Résumons-nous : à trop manger n’importe quoi on devient n’importe qui.

Savoir qui l’on est, conduit à savoir ce que l’on mange. Et enfin un peuple est composé à parts égales des vivants et des morts. Ce qui fait que ce bon roi Louis XVI, fils de qui mena notre conquête, demeure cependant membre de la communauté nationale, faute d’en avoir été chassé et c’est heureux, par le grand turc ou le roi des Hurons. Pour parler de Louis XVI avec un peu d’humanité, je préciserai que s’être arrêté chez Drouet, à Varennes pour manger des pieds de veau à la Sainte Menehould, fait présumer une humanité que n’avaient pas ses bourreaux. Je risquerai un dernier mot afin de défendre la cassolette de merles non vidés, cuits à la vuletta(5), les truites de moins de dix centimètres, (afin d’énerver ceux qui nous morigènent), et je conclurai en soutenant qu’on peut toujours se réconcilier avec nos maîtres en dégustant à leur santé un tablier de sapeur, large tripe de cochon coupée en triangle et frite dans son jus. Pour être entendu loin de chez soi, et plus encore à la tribune d’une instance internationale, il faut commencer par être respecté chez soi. C’est un privilège que l’on n’acquiert qu’avec les dents, en mangeant comme chez nous le pain des morts en leur compagnie morale. L’honneur d’un homme commence exactement là, savoir qui l’on est. Les rites ancestraux nous ramènent à la sacralisation du repas. C’est en perdant l’usage des repas familiaux, qui assurent la transmission orale des valeurs sociales, que l’on prépare l’avènement du plus profond désordre.

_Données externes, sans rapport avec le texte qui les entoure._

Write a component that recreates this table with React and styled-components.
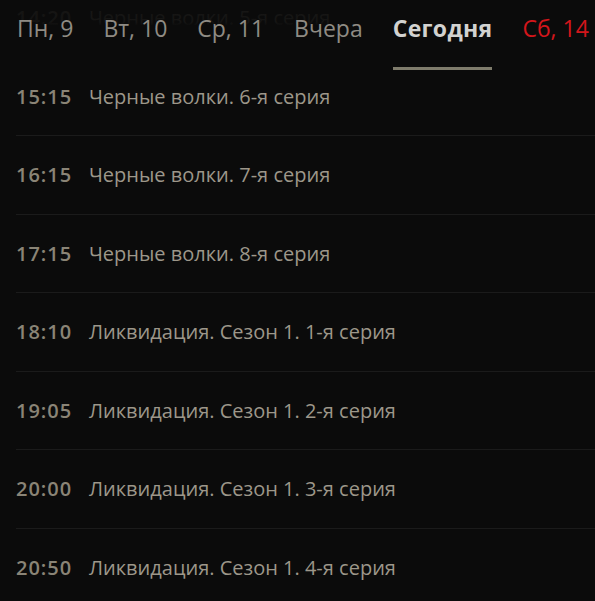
import React from "react";
import styled, { createGlobalStyle } from "styled-components";

const Global = createGlobalStyle`
  html, body { margin: 0; padding: 0; background: #0b0b0b; }
  body { font-family: "Open Sans", "Noto Sans", sans-serif; overflow: hidden; }
`;

const Viewport = styled.div`
  position: relative;
  width: 595px;
  height: 601px;
  overflow: hidden;
  background: #0b0b0b;
`;

const Header = styled.nav`
  position: absolute;
  top: 0;
  left: 0;
  right: 0;
  height: 70px;
  display: flex;
  gap: 30px;
  padding: 0 0 0 17px;
  background: linear-gradient(rgba(11, 11, 11, 0.91) 0px, rgba(11, 11, 11, 0.93) 22px, #0b0b0b 26px);
  z-index: 2;
  white-space: nowrap;
`;

const Tab = styled.div`
  position: relative;
  display: flex;
  align-items: center;
  height: 100%;
  padding-bottom: 15px;
  box-sizing: border-box;
  font-size: 23px;
  letter-spacing: ${(p) => (p.$active ? "0.3px" : "0")};
  font-weight: ${(p) => (p.$active ? 700 : 400)};
  color: ${(p) => (p.$active ? "#d2d2d0" : p.$holiday ? "#d3161b" : "#8f8b84")};
  &::after {
    content: "";
    display: ${(p) => (p.$active ? "block" : "none")};
    position: absolute;
    left: 0;
    right: 0;
    bottom: 0;
    height: 3px;
    background: #7f7c6c;
  }
`;

const List = styled.div`
  display: flex;
  flex-direction: column;
`;

const Row = styled.div`
  display: flex;
  align-items: center;
  height: 78.5px;
  margin-left: 16px;
  box-sizing: border-box;
  border-bottom: 1px solid #1b1b1b;
  font-size: 20px;
  white-space: nowrap;
`;

const Time = styled.span`
  width: 73px;
  flex: none;
  font-weight: 600;
  letter-spacing: 1px;
  color: #8a8476;
`;

const Title = styled.span`
  color: #9d978a;
  font-weight: 400;
`;

const days = [
  { label: "Пн, 9" },
  { label: "Вт, 10" },
  { label: "Ср, 11" },
  { label: "Вчера" },
  { label: "Сегодня", active: true },
  { label: "Сб, 14", holiday: true },
];

const shows = [
  ["14:20", "Черные волки. 5-я серия"],
  ["15:15", "Черные волки. 6-я серия"],
  ["16:15", "Черные волки. 7-я серия"],
  ["17:15", "Черные волки. 8-я серия"],
  ["18:10", "Ликвидация. Сезон 1. 1-я серия"],
  ["19:05", "Ликвидация. Сезон 1. 2-я серия"],
  ["20:00", "Ликвидация. Сезон 1. 3-я серия"],
  ["20:50", "Ликвидация. Сезон 1. 4-я серия"],
  ["21:45", "Ликвидация. Сезон 1. 5-я серия"],
];

const scrollOffset = 21;

export default function App() {
  return (
    <>
      <Global />
      <Viewport>
        <Header>
          {days.map((d) => (
            <Tab key={d.label} $active={d.active} $holiday={d.holiday}>
              {d.label}
            </Tab>
          ))}
        </Header>
        <List style={{ marginTop: -scrollOffset }}>
          {shows.map(([t, name]) => (
            <Row key={t}>
              <Time>{t}</Time>
              <Title>{name}</Title>
            </Row>
          ))}
        </List>
      </Viewport>
    </>
  );
}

Ce n’est pas par hasard que le rite fondateur du christianisme s’illustre par la Cène. A méconnaître ces vérités profondes, on s’expose, si haut placé que l’on croit être, à illustrer la définition ridicule donnée par Jacques Lacan du Héros moderne « contraint d’accomplir des exploits dérisoires dans un état d’égarement ».

 

*Notes de bas de page

1/ La rivia (prononcer ri-vi-a) est une préparation du soir de noël faite ainsi : les abats d'un jeune cabri , cœur foie poumons qu'on appelle aussi la fressure,coupés en petits morceaux et embrochés dans une longue tige, salés, poivrés, ayant trempé dans une saumure au vin vieux vinaigré et huile d'olive. La broche est ensuite emmaillotée avec les boyaux du jeune animal lavés et relavés puis placée à 30cm d'un feu de bois où elle va rôtir une à deux heures durant pendant qu'on la retourne inlassablement en la mouillant avec la saumure où a trempé un bouquet garni. La préparation a duré la journée du 24 décembre et la cuisson loin du feu va débuter vers 10h ou 11h du soir à l'heure où la famille s'ébranle pour aller suivre la messe de minuit.

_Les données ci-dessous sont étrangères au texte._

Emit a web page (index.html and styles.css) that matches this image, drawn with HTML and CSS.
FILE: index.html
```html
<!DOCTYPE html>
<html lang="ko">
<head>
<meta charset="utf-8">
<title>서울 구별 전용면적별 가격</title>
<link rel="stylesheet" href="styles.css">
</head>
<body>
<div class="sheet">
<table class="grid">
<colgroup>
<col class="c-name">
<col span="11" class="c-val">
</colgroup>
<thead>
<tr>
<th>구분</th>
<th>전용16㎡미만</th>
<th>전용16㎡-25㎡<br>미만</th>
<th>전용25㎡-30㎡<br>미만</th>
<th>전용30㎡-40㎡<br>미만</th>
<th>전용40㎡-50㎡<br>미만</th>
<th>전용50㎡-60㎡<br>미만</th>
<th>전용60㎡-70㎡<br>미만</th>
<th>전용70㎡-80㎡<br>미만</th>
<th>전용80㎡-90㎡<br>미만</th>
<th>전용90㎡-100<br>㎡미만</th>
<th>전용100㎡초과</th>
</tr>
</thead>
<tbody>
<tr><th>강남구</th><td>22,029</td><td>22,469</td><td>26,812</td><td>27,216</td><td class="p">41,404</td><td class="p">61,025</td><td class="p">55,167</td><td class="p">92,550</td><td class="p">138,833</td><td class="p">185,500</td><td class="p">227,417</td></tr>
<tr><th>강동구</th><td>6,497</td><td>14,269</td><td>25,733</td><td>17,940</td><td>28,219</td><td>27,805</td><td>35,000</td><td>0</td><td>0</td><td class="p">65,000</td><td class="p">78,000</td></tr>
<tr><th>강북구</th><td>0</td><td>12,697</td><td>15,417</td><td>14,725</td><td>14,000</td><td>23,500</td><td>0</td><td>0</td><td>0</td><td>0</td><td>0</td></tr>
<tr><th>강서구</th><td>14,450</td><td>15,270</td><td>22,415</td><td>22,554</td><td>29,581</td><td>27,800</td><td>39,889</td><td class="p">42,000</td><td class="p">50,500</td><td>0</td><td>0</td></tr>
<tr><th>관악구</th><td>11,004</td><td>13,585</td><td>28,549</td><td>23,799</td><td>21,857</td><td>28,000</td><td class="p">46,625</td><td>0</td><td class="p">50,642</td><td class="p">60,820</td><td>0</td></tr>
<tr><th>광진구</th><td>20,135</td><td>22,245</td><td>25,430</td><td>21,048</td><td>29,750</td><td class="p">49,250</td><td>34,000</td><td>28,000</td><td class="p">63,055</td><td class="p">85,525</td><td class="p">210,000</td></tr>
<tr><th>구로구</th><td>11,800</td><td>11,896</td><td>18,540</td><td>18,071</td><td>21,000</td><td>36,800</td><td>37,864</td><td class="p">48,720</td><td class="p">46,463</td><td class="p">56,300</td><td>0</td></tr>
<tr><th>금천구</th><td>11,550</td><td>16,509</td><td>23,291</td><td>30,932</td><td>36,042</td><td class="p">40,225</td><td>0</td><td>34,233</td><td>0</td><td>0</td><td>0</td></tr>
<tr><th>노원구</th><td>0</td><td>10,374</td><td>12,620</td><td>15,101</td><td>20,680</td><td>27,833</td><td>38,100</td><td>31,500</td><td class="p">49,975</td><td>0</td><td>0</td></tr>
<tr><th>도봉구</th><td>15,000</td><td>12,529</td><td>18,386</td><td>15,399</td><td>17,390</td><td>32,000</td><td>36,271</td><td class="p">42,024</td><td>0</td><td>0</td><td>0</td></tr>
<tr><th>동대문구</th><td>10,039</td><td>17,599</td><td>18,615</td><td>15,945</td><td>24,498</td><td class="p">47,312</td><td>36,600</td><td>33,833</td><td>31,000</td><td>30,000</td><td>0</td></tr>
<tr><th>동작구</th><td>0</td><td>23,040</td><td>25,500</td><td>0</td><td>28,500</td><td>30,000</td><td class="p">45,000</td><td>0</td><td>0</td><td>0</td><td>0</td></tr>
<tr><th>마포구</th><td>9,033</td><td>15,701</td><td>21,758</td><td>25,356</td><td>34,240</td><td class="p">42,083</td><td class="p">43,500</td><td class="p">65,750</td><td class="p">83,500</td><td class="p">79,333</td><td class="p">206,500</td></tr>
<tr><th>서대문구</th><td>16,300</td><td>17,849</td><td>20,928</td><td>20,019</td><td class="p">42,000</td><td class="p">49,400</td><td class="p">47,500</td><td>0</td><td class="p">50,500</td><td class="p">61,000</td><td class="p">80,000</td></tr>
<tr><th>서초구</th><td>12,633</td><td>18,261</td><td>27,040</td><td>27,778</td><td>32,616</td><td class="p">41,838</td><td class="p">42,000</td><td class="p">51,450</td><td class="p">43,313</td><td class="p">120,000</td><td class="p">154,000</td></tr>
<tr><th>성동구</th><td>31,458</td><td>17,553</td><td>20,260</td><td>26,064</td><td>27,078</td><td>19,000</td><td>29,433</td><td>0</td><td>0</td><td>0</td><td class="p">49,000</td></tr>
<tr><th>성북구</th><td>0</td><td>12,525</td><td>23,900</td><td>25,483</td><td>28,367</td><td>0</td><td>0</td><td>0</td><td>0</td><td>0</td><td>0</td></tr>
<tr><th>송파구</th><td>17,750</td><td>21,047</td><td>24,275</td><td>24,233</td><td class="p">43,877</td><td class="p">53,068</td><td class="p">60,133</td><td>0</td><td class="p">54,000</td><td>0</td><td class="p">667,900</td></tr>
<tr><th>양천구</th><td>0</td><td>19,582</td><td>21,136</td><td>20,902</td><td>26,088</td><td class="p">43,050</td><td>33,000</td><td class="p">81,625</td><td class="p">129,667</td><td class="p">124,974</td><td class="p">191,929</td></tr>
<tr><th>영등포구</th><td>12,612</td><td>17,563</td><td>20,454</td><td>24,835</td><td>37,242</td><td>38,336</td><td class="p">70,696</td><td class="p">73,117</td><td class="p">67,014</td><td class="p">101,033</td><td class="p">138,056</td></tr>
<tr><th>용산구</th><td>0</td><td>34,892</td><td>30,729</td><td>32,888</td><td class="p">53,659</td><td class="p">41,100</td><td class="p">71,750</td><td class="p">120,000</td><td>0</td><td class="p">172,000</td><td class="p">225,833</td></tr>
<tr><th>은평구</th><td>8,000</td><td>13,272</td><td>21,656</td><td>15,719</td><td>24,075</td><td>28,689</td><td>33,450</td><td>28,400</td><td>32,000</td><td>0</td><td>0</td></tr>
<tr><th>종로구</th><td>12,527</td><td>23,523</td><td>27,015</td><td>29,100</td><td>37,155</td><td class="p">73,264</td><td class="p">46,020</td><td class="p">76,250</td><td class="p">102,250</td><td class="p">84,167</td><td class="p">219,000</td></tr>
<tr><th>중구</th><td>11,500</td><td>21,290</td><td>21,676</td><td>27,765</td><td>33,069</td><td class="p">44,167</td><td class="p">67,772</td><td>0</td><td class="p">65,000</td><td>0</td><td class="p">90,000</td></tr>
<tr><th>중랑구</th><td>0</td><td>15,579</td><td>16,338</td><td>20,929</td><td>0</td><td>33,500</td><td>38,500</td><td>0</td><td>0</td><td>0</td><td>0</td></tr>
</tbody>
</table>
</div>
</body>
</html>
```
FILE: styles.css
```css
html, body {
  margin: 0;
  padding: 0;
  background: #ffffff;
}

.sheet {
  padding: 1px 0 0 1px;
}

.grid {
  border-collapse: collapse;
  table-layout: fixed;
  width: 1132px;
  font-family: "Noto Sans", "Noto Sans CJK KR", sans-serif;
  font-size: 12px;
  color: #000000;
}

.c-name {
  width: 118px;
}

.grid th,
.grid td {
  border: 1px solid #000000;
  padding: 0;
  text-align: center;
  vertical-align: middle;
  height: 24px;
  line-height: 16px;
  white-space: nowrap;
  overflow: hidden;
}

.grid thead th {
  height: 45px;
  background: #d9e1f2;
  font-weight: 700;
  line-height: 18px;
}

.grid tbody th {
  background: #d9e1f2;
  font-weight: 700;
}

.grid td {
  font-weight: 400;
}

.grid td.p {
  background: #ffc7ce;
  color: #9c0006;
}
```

La rivia se mange en coupant les morceaux de la broche que l'on distribue à la famille et aux amis de retour de la messe.

 

2/ le casgiu merzu, littéralement "fromage pourri" : tomme de brebis ou de chèvre que l'on a laissé fermenter et qui s'est peuplée d'asticots minuscules que l'on appelle les "saltulleli"(en langue corse : les petits qui sautent) C'est un met rare et nous en sommes très friands Pour vous rassurer, à part quelques fous identitaires, les corses n'en mangent que la crème en poussant les vers sur le côté de l'assiette avec le couteau.

 

3 /Les polpeti: boules de viandes raclées et cuites au feu pour les officiants pendant la fabrication des saucissons.

 

4/ Les sangui : boudins tous chauds et délicieusement poivrés que l'on déguste le premier soir de la tuerie du cochon dans les premiers jours de décembre On tue le cochon en famille et on le charcute dans l'air vif. Je me souviens de mon excellent notaire de papa ayant quitté son étude de Paris pour cette cérémonie d'après noël que l'on appelle la Tombera ( la tuerie) où il s'essayait maladroitement mais joyeusement à faire le saindoux à la moulinette.

 

5/ La vuletta (prononcer la houlette) : c'est la joue du cochon, c'est charcuté comme la panzerta, mais c'est meilleur.